_To be done:_ Copy the listing verbatim, excluding any images found in it.
============================================================
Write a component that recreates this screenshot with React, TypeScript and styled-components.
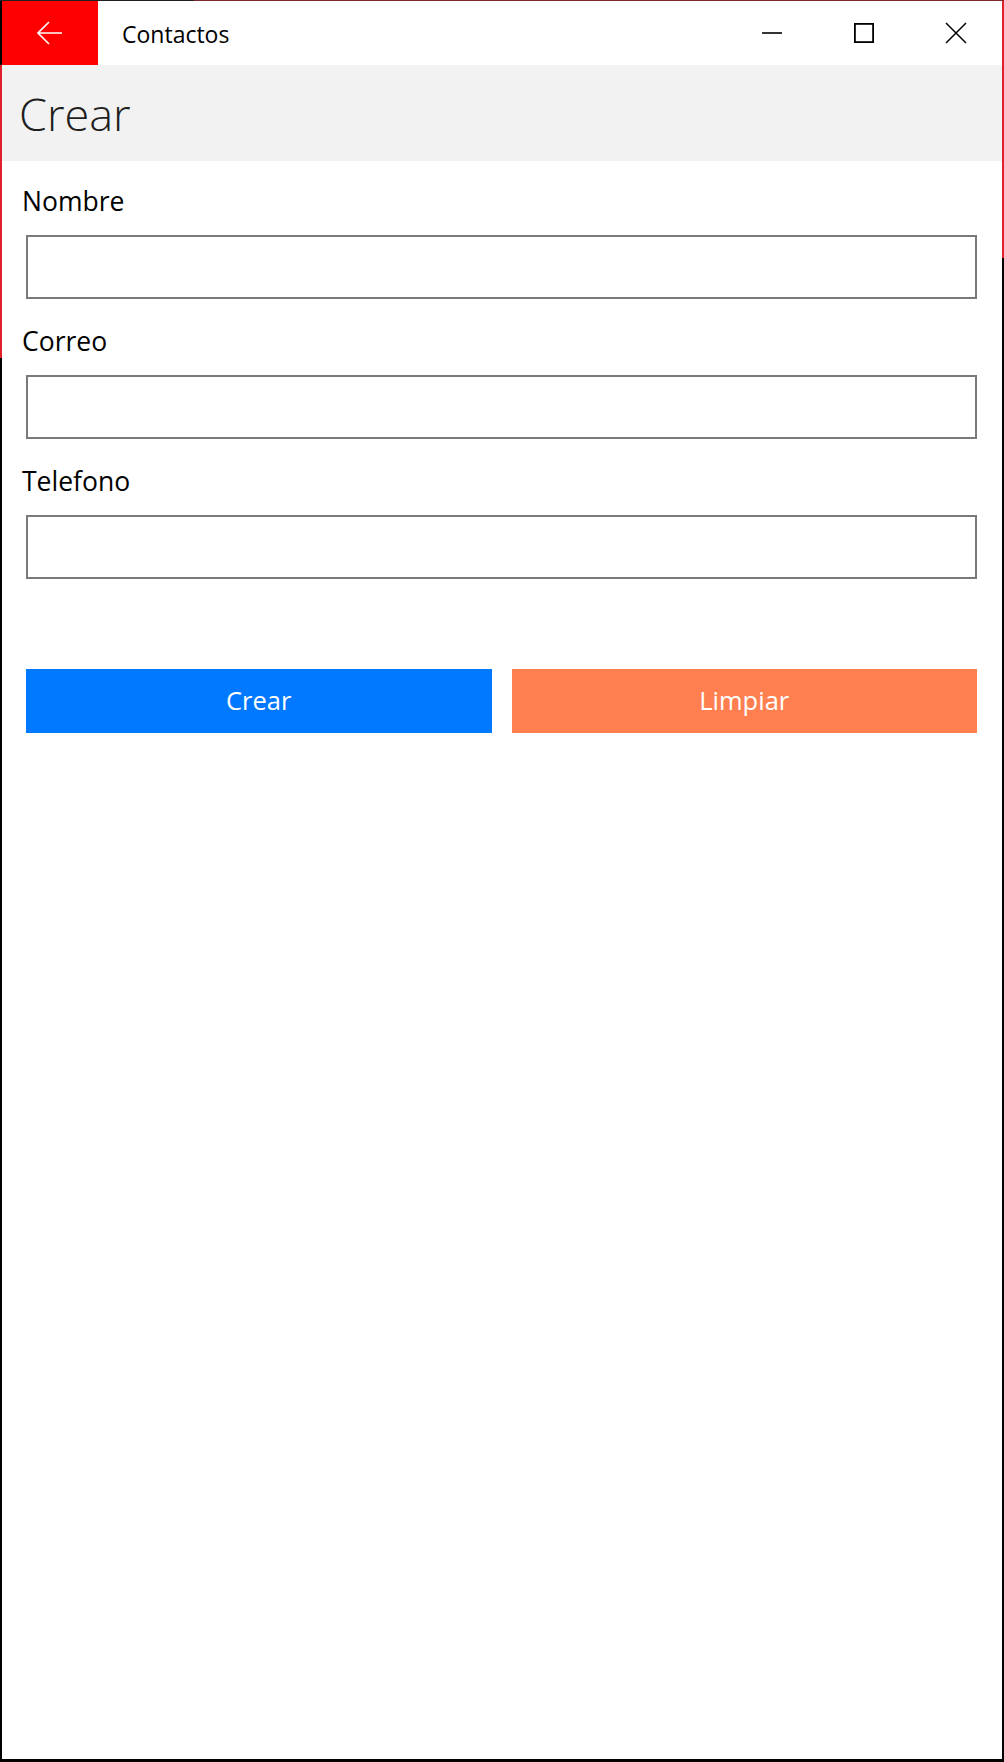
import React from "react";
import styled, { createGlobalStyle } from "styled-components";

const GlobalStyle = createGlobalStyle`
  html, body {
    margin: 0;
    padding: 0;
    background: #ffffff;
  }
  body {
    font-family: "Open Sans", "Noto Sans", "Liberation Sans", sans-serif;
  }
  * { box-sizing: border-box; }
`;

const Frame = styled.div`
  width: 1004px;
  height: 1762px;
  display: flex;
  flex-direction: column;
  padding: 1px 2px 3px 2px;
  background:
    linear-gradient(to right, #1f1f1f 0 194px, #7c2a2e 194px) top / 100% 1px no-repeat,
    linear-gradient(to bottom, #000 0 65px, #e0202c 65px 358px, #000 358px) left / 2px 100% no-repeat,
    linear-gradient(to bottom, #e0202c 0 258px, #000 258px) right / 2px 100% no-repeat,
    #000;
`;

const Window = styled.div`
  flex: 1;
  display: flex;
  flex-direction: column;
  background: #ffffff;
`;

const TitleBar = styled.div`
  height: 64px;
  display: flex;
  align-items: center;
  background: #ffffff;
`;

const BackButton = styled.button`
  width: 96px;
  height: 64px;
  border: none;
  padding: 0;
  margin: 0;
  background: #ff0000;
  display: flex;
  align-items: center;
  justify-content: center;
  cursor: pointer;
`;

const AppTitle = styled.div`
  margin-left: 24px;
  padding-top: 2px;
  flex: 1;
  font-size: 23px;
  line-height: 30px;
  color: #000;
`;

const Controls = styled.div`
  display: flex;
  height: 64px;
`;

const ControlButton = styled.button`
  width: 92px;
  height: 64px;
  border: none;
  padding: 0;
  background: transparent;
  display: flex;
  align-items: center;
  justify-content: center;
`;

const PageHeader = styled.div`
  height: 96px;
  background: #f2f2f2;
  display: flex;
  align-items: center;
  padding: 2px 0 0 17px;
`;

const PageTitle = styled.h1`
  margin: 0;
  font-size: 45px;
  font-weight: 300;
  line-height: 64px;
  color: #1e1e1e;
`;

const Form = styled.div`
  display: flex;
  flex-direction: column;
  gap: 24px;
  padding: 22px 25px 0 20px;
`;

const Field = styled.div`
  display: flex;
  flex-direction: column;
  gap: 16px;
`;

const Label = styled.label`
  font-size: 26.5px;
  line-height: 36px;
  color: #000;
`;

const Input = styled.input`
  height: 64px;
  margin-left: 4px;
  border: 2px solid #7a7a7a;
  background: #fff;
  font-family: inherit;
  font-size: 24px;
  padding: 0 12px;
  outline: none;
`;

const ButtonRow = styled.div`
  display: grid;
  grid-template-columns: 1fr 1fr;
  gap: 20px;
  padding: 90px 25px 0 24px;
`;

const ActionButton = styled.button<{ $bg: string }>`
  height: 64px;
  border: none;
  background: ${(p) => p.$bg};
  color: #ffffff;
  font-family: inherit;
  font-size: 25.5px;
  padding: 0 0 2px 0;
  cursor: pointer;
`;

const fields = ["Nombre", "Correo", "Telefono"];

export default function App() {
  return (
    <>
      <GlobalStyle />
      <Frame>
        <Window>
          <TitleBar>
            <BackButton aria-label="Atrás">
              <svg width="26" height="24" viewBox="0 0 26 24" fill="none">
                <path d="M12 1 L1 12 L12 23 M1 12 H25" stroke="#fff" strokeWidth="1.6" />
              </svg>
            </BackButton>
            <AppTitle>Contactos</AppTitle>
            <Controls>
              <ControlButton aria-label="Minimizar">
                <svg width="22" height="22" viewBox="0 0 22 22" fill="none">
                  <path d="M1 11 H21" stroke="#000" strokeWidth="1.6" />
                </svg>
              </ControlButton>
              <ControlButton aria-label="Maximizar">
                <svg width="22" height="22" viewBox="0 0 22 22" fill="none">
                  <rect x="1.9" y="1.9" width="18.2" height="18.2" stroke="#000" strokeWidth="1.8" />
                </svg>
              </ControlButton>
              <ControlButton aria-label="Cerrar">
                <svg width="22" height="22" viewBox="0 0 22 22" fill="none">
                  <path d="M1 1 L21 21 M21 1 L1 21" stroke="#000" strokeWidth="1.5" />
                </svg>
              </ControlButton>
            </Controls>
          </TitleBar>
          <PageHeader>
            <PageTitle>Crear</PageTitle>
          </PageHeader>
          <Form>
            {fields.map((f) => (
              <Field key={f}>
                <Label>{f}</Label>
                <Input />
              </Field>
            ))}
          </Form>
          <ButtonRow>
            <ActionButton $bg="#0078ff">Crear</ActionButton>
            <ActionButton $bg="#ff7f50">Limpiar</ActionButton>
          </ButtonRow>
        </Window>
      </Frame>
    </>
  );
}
============================================================
_Finished exercise:_
Write a component that recreates this screenshot with React, TypeScript and styled-components.
import React from "react";
import styled, { createGlobalStyle } from "styled-components";

const GlobalStyle = createGlobalStyle`
  html, body {
    margin: 0;
    padding: 0;
    background: #ffffff;
  }
  body {
    font-family: "Open Sans", "Noto Sans", "Liberation Sans", sans-serif;
  }
  * { box-sizing: border-box; }
`;

const Frame = styled.div`
  width: 1004px;
  height: 1762px;
  display: flex;
  flex-direction: column;
  padding: 1px 2px 3px 2px;
  background:
    linear-gradient(to right, #1f1f1f 0 194px, #7c2a2e 194px) top / 100% 1px no-repeat,
    linear-gradient(to bottom, #000 0 65px, #e0202c 65px 358px, #000 358px) left / 2px 100% no-repeat,
    linear-gradient(to bottom, #e0202c 0 258px, #000 258px) right / 2px 100% no-repeat,
    #000;
`;

const Window = styled.div`
  flex: 1;
  display: flex;
  flex-direction: column;
  background: #ffffff;
`;

const TitleBar = styled.div`
  height: 64px;
  display: flex;
  align-items: center;
  background: #ffffff;
`;

const BackButton = styled.button`
  width: 96px;
  height: 64px;
  border: none;
  padding: 0;
  margin: 0;
  background: #ff0000;
  display: flex;
  align-items: center;
  justify-content: center;
  cursor: pointer;
`;

const AppTitle = styled.div`
  margin-left: 24px;
  padding-top: 2px;
  flex: 1;
  font-size: 23px;
  line-height: 30px;
  color: #000;
`;

const Controls = styled.div`
  display: flex;
  height: 64px;
`;

const ControlButton = styled.button`
  width: 92px;
  height: 64px;
  border: none;
  padding: 0;
  background: transparent;
  display: flex;
  align-items: center;
  justify-content: center;
`;

const PageHeader = styled.div`
  height: 96px;
  background: #f2f2f2;
  display: flex;
  align-items: center;
  padding: 2px 0 0 17px;
`;

const PageTitle = styled.h1`
  margin: 0;
  font-size: 45px;
  font-weight: 300;
  line-height: 64px;
  color: #1e1e1e;
`;

const Form = styled.div`
  display: flex;
  flex-direction: column;
  gap: 24px;
  padding: 22px 25px 0 20px;
`;

const Field = styled.div`
  display: flex;
  flex-direction: column;
  gap: 16px;
`;

const Label = styled.label`
  font-size: 26.5px;
  line-height: 36px;
  color: #000;
`;

const Input = styled.input`
  height: 64px;
  margin-left: 4px;
  border: 2px solid #7a7a7a;
  background: #fff;
  font-family: inherit;
  font-size: 24px;
  padding: 0 12px;
  outline: none;
`;

const ButtonRow = styled.div`
  display: grid;
  grid-template-columns: 1fr 1fr;
  gap: 20px;
  padding: 90px 25px 0 24px;
`;

const ActionButton = styled.button<{ $bg: string }>`
  height: 64px;
  border: none;
  background: ${(p) => p.$bg};
  color: #ffffff;
  font-family: inherit;
  font-size: 25.5px;
  padding: 0 0 2px 0;
  cursor: pointer;
`;

const fields = ["Nombre", "Correo", "Telefono"];

export default function App() {
  return (
    <>
      <GlobalStyle />
      <Frame>
        <Window>
          <TitleBar>
            <BackButton aria-label="Atrás">
              <svg width="26" height="24" viewBox="0 0 26 24" fill="none">
                <path d="M12 1 L1 12 L12 23 M1 12 H25" stroke="#fff" strokeWidth="1.6" />
              </svg>
            </BackButton>
            <AppTitle>Contactos</AppTitle>
            <Controls>
              <ControlButton aria-label="Minimizar">
                <svg width="22" height="22" viewBox="0 0 22 22" fill="none">
                  <path d="M1 11 H21" stroke="#000" strokeWidth="1.6" />
                </svg>
              </ControlButton>
              <ControlButton aria-label="Maximizar">
                <svg width="22" height="22" viewBox="0 0 22 22" fill="none">
                  <rect x="1.9" y="1.9" width="18.2" height="18.2" stroke="#000" strokeWidth="1.8" />
                </svg>
              </ControlButton>
              <ControlButton aria-label="Cerrar">
                <svg width="22" height="22" viewBox="0 0 22 22" fill="none">
                  <path d="M1 1 L21 21 M21 1 L1 21" stroke="#000" strokeWidth="1.5" />
                </svg>
              </ControlButton>
            </Controls>
          </TitleBar>
          <PageHeader>
            <PageTitle>Crear</PageTitle>
          </PageHeader>
          <Form>
            {fields.map((f) => (
              <Field key={f}>
                <Label>{f}</Label>
                <Input />
              </Field>
            ))}
          </Form>
          <ButtonRow>
            <ActionButton $bg="#0078ff">Crear</ActionButton>
            <ActionButton $bg="#ff7f50">Limpiar</ActionButton>
          </ButtonRow>
        </Window>
      </Frame>
    </>
  );
}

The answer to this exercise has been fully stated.